*Instructions for the task:*
Exactly as written, quote every line that follows, skipping the images.

================

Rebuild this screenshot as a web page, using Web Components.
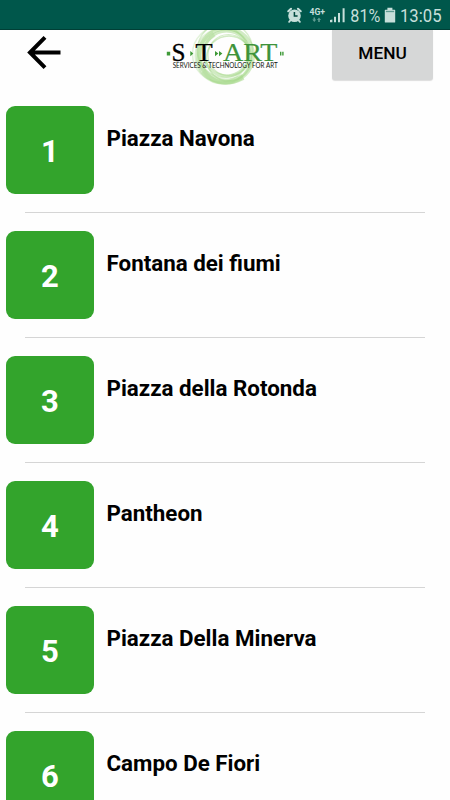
<!DOCTYPE html>
<html lang="it">
<head>
<meta charset="utf-8">
<title>START</title>
<style>
html,body{margin:0;height:100%;overflow:hidden;background:#fefefe}
body{font-family:Roboto,"Liberation Sans",sans-serif;color:#000}
</style>
</head>
<body>
<start-app></start-app>
<script>
const define = (name, html) => customElements.define(name, class extends HTMLElement {
  constructor() {
    super();
    this.attachShadow({mode: 'open'}).innerHTML = html;
  }
});

define('status-bar', `
<style>
:host{display:flex;height:30px;flex:none;background:#00574b;justify-content:flex-end;box-sizing:border-box;border-bottom:1px solid #003f36}
svg{display:block;flex:none;fill:#c6dfda;font-family:Roboto,sans-serif}
</style>
<svg width="170" height="29" viewBox="280 0 170 29">
  <circle cx="294.5" cy="15.8" r="6.3"/>
  <g stroke="#c6dfda" stroke-width="2.2" stroke-linecap="round" fill="none">
    <path d="M288.3 11.2l2.7-2.4M300.7 11.2l-2.7-2.4"/>
    <path d="M290.6 20.2l-1.5 1.6M298.4 20.2l1.5 1.6" stroke-width="1.8"/>
  </g>
  <path d="M294.4 12v4.1h3.2" stroke="#00473d" stroke-width="1.5" fill="none"/>
  <text x="309.5" y="14.5" font-size="8.8" font-weight="700" textLength="15.5" lengthAdjust="spacingAndGlyphs">4G+</text>
  <path fill="#5f9c91" d="M313.5 17.5h1.6v2h1.2l-2 2.6-2-2.6h1.2zM318.2 22.1h1.6v-2h1.2l-2-2.6-2 2.6h1.2z"/>
  <path d="M330 22.2v-2.2l2.4-.4v2.6zM334 16.8h2v5.400h-2zM338 13h2v9.200h-2zM342.600 8.200h2v14h-2z"/>
  <text x="350.3" y="22" font-size="18.6" textLength="30" lengthAdjust="spacingAndGlyphs">81%</text>
  <path d="M387.4 7.700h5v2h2.200q.6 0 .6.6v11.600q0 .6-.6.6h-9.200q-.6 0-.6-.6V10.300q0-.6.6-.6h2z"/>
  <path d="M385.9 11.500h8.200" stroke="#5f9c91" stroke-width="1.300"/>
  <text x="400" y="22" font-size="18.6" textLength="41.5" lengthAdjust="spacingAndGlyphs">13:05</text>
</svg>`);

define('back-button', `
<style>:host{display:block;width:34px;height:34px}svg{display:block}</style>
<svg width="34" height="34" viewBox="0 0 34 34" fill="none" stroke="#000" stroke-width="4"><path d="M33.5 16.500H5M18 1.400L3 16.500l15 15.100"/></svg>`);

define('brand-logo', `
<style>:host{display:block;width:124px;height:56px}svg{display:block;font-family:"Liberation Serif",serif}</style>
<svg width="124" height="56" viewBox="164 30 124 56">
  <g fill="none" stroke="#a3d888">
    <circle cx="226" cy="55.5" r="27" stroke-width="4" opacity=".5"/>
    <circle cx="220.5" cy="54" r="28" stroke-width="1.5" opacity=".3"/>
    <circle cx="223" cy="56" r="27.5" stroke-width="2" opacity=".35"/>
    <circle cx="225" cy="50" r="27.5" stroke-width="1.5" opacity=".4"/>
    <circle cx="226.5" cy="53.5" r="22.5" stroke-width="3" opacity=".5"/>
    <circle cx="229" cy="58.5" r="22.5" stroke-width="1.5" opacity=".5"/>
    <circle cx="228.5" cy="55" r="20.5" stroke-width="1.2" opacity=".45"/>
    <path d="M203 71Q219 89 243 77" stroke-width="6" opacity=".5"/>
    <path d="M214 34Q191 48 203 71" stroke-width="6" opacity=".35"/>
  </g>
  <path fill="#3f9a38" d="M166.8 51.8h3.4v3.6h-3.4zM190.3 51l3 2.6-3 2.6zM215 51l3.4 2.6-3.4 2.6zM219 51l3.4 2.6-3.4 2.6zM280 51.8h1.4v3.6H280zM282.2 51.8h1.400v3.600h-1.400z"/>
  <text x="171.6" y="61.3" font-size="25" fill="#000" stroke="#000" stroke-width=".3" textLength="14" lengthAdjust="spacingAndGlyphs">S</text>
  <text x="195.3" y="61.3" font-size="25" fill="#000" stroke="#000" stroke-width=".2" textLength="17.5" lengthAdjust="spacingAndGlyphs">T</text>
  <text x="223" y="61.3" font-size="25" fill="#3e933a" stroke="#3e933a" stroke-width=".2" textLength="54.5" lengthAdjust="spacingAndGlyphs">ART</text>
  <text x="172.7" y="68.2" font-family="Lato,sans-serif" font-size="6.9" fill="#101610" textLength="105" lengthAdjust="spacingAndGlyphs">SERVICES &amp; TECHNOLOGY FOR ART</text>
</svg>`);

define('menu-button', `
<style>
:host{display:block}
button{display:block;box-sizing:border-box;width:101px;height:50px;margin:0;border:0;border-radius:0 0 3px 3px;background:#d6d7d7;color:#000;font:500 17.3px/20px Roboto,sans-serif;padding:0 0 4px;box-shadow:0 1px 1px #0002}
</style>
<button><slot></slot></button>`);

define('app-header', `
<style>
:host{display:grid;grid-template-columns:164px 124px 1fr;height:64px;flex:none}
back-button{margin:6px 0 0 27px}
menu-button{justify-self:end;margin-right:17px}
</style>
<back-button></back-button><brand-logo></brand-logo><menu-button>MENU</menu-button>`);

define('number-tile', `
<style>
:host{display:flex;flex:none;width:88px;height:88px;border-radius:9px;background:#33a42c;color:#fff;align-items:center;justify-content:center;font:700 31px/36px Roboto,sans-serif;box-sizing:border-box;padding-top:3px}
</style>
<slot></slot>`);

define('place-row', `
<style>
:host{display:flex;flex-direction:column;height:125px;flex:none;box-sizing:border-box;padding-top:12px}
.line{display:flex;gap:12.5px;padding-left:6px}
.name{font:700 22.35px/26px Roboto,sans-serif;margin-top:19px;white-space:nowrap}
.rule{height:1px;background:#d5d5d5;margin:18px 25px 0}
</style>
<div class="line"><number-tile><slot name="number"></slot></number-tile><div class="name"><slot></slot></div></div>
<div class="rule"></div>`);

define('start-app', `
<style>:host{display:flex;flex-direction:column;height:800px;width:450px;overflow:hidden;background:#fefefe}</style>
<status-bar></status-bar><app-header></app-header>
${['Piazza Navona','Fontana dei fiumi','Piazza della Rotonda','Pantheon','Piazza Della Minerva','Campo De Fiori']
  .map((n, i) => `<place-row><span slot="number">${i + 1}</span>${n}</place-row>`).join('')}`);
</script>
</body>
</html>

================

*Completed task:*
Rebuild this screenshot as a web page, using Web Components.
<!DOCTYPE html>
<html lang="it">
<head>
<meta charset="utf-8">
<title>START</title>
<style>
html,body{margin:0;height:100%;overflow:hidden;background:#fefefe}
body{font-family:Roboto,"Liberation Sans",sans-serif;color:#000}
</style>
</head>
<body>
<start-app></start-app>
<script>
const define = (name, html) => customElements.define(name, class extends HTMLElement {
  constructor() {
    super();
    this.attachShadow({mode: 'open'}).innerHTML = html;
  }
});

define('status-bar', `
<style>
:host{display:flex;height:30px;flex:none;background:#00574b;justify-content:flex-end;box-sizing:border-box;border-bottom:1px solid #003f36}
svg{display:block;flex:none;fill:#c6dfda;font-family:Roboto,sans-serif}
</style>
<svg width="170" height="29" viewBox="280 0 170 29">
  <circle cx="294.5" cy="15.8" r="6.3"/>
  <g stroke="#c6dfda" stroke-width="2.2" stroke-linecap="round" fill="none">
    <path d="M288.3 11.2l2.7-2.4M300.7 11.2l-2.7-2.4"/>
    <path d="M290.6 20.2l-1.5 1.6M298.4 20.2l1.5 1.6" stroke-width="1.8"/>
  </g>
  <path d="M294.4 12v4.1h3.2" stroke="#00473d" stroke-width="1.5" fill="none"/>
  <text x="309.5" y="14.5" font-size="8.8" font-weight="700" textLength="15.5" lengthAdjust="spacingAndGlyphs">4G+</text>
  <path fill="#5f9c91" d="M313.5 17.5h1.6v2h1.2l-2 2.6-2-2.6h1.2zM318.2 22.1h1.6v-2h1.2l-2-2.6-2 2.6h1.2z"/>
  <path d="M330 22.2v-2.2l2.4-.4v2.6zM334 16.8h2v5.400h-2zM338 13h2v9.200h-2zM342.600 8.200h2v14h-2z"/>
  <text x="350.3" y="22" font-size="18.6" textLength="30" lengthAdjust="spacingAndGlyphs">81%</text>
  <path d="M387.4 7.700h5v2h2.200q.6 0 .6.6v11.600q0 .6-.6.6h-9.200q-.6 0-.6-.6V10.300q0-.6.6-.6h2z"/>
  <path d="M385.9 11.500h8.200" stroke="#5f9c91" stroke-width="1.300"/>
  <text x="400" y="22" font-size="18.6" textLength="41.5" lengthAdjust="spacingAndGlyphs">13:05</text>
</svg>`);

define('back-button', `
<style>:host{display:block;width:34px;height:34px}svg{display:block}</style>
<svg width="34" height="34" viewBox="0 0 34 34" fill="none" stroke="#000" stroke-width="4"><path d="M33.5 16.500H5M18 1.400L3 16.500l15 15.100"/></svg>`);

define('brand-logo', `
<style>:host{display:block;width:124px;height:56px}svg{display:block;font-family:"Liberation Serif",serif}</style>
<svg width="124" height="56" viewBox="164 30 124 56">
  <g fill="none" stroke="#a3d888">
    <circle cx="226" cy="55.5" r="27" stroke-width="4" opacity=".5"/>
    <circle cx="220.5" cy="54" r="28" stroke-width="1.5" opacity=".3"/>
    <circle cx="223" cy="56" r="27.5" stroke-width="2" opacity=".35"/>
    <circle cx="225" cy="50" r="27.5" stroke-width="1.5" opacity=".4"/>
    <circle cx="226.5" cy="53.5" r="22.5" stroke-width="3" opacity=".5"/>
    <circle cx="229" cy="58.5" r="22.5" stroke-width="1.5" opacity=".5"/>
    <circle cx="228.5" cy="55" r="20.5" stroke-width="1.2" opacity=".45"/>
    <path d="M203 71Q219 89 243 77" stroke-width="6" opacity=".5"/>
    <path d="M214 34Q191 48 203 71" stroke-width="6" opacity=".35"/>
  </g>
  <path fill="#3f9a38" d="M166.8 51.8h3.4v3.6h-3.4zM190.3 51l3 2.6-3 2.6zM215 51l3.4 2.6-3.4 2.6zM219 51l3.4 2.6-3.4 2.6zM280 51.8h1.4v3.6H280zM282.2 51.8h1.400v3.600h-1.400z"/>
  <text x="171.6" y="61.3" font-size="25" fill="#000" stroke="#000" stroke-width=".3" textLength="14" lengthAdjust="spacingAndGlyphs">S</text>
  <text x="195.3" y="61.3" font-size="25" fill="#000" stroke="#000" stroke-width=".2" textLength="17.5" lengthAdjust="spacingAndGlyphs">T</text>
  <text x="223" y="61.3" font-size="25" fill="#3e933a" stroke="#3e933a" stroke-width=".2" textLength="54.5" lengthAdjust="spacingAndGlyphs">ART</text>
  <text x="172.7" y="68.2" font-family="Lato,sans-serif" font-size="6.9" fill="#101610" textLength="105" lengthAdjust="spacingAndGlyphs">SERVICES &amp; TECHNOLOGY FOR ART</text>
</svg>`);

define('menu-button', `
<style>
:host{display:block}
button{display:block;box-sizing:border-box;width:101px;height:50px;margin:0;border:0;border-radius:0 0 3px 3px;background:#d6d7d7;color:#000;font:500 17.3px/20px Roboto,sans-serif;padding:0 0 4px;box-shadow:0 1px 1px #0002}
</style>
<button><slot></slot></button>`);

define('app-header', `
<style>
:host{display:grid;grid-template-columns:164px 124px 1fr;height:64px;flex:none}
back-button{margin:6px 0 0 27px}
menu-button{justify-self:end;margin-right:17px}
</style>
<back-button></back-button><brand-logo></brand-logo><menu-button>MENU</menu-button>`);

define('number-tile', `
<style>
:host{display:flex;flex:none;width:88px;height:88px;border-radius:9px;background:#33a42c;color:#fff;align-items:center;justify-content:center;font:700 31px/36px Roboto,sans-serif;box-sizing:border-box;padding-top:3px}
</style>
<slot></slot>`);

define('place-row', `
<style>
:host{display:flex;flex-direction:column;height:125px;flex:none;box-sizing:border-box;padding-top:12px}
.line{display:flex;gap:12.5px;padding-left:6px}
.name{font:700 22.35px/26px Roboto,sans-serif;margin-top:19px;white-space:nowrap}
.rule{height:1px;background:#d5d5d5;margin:18px 25px 0}
</style>
<div class="line"><number-tile><slot name="number"></slot></number-tile><div class="name"><slot></slot></div></div>
<div class="rule"></div>`);

define('start-app', `
<style>:host{display:flex;flex-direction:column;height:800px;width:450px;overflow:hidden;background:#fefefe}</style>
<status-bar></status-bar><app-header></app-header>
${['Piazza Navona','Fontana dei fiumi','Piazza della Rotonda','Pantheon','Piazza Della Minerva','Campo De Fiori']
  .map((n, i) => `<place-row><span slot="number">${i + 1}</span>${n}</place-row>`).join('')}`);
</script>
</body>
</html>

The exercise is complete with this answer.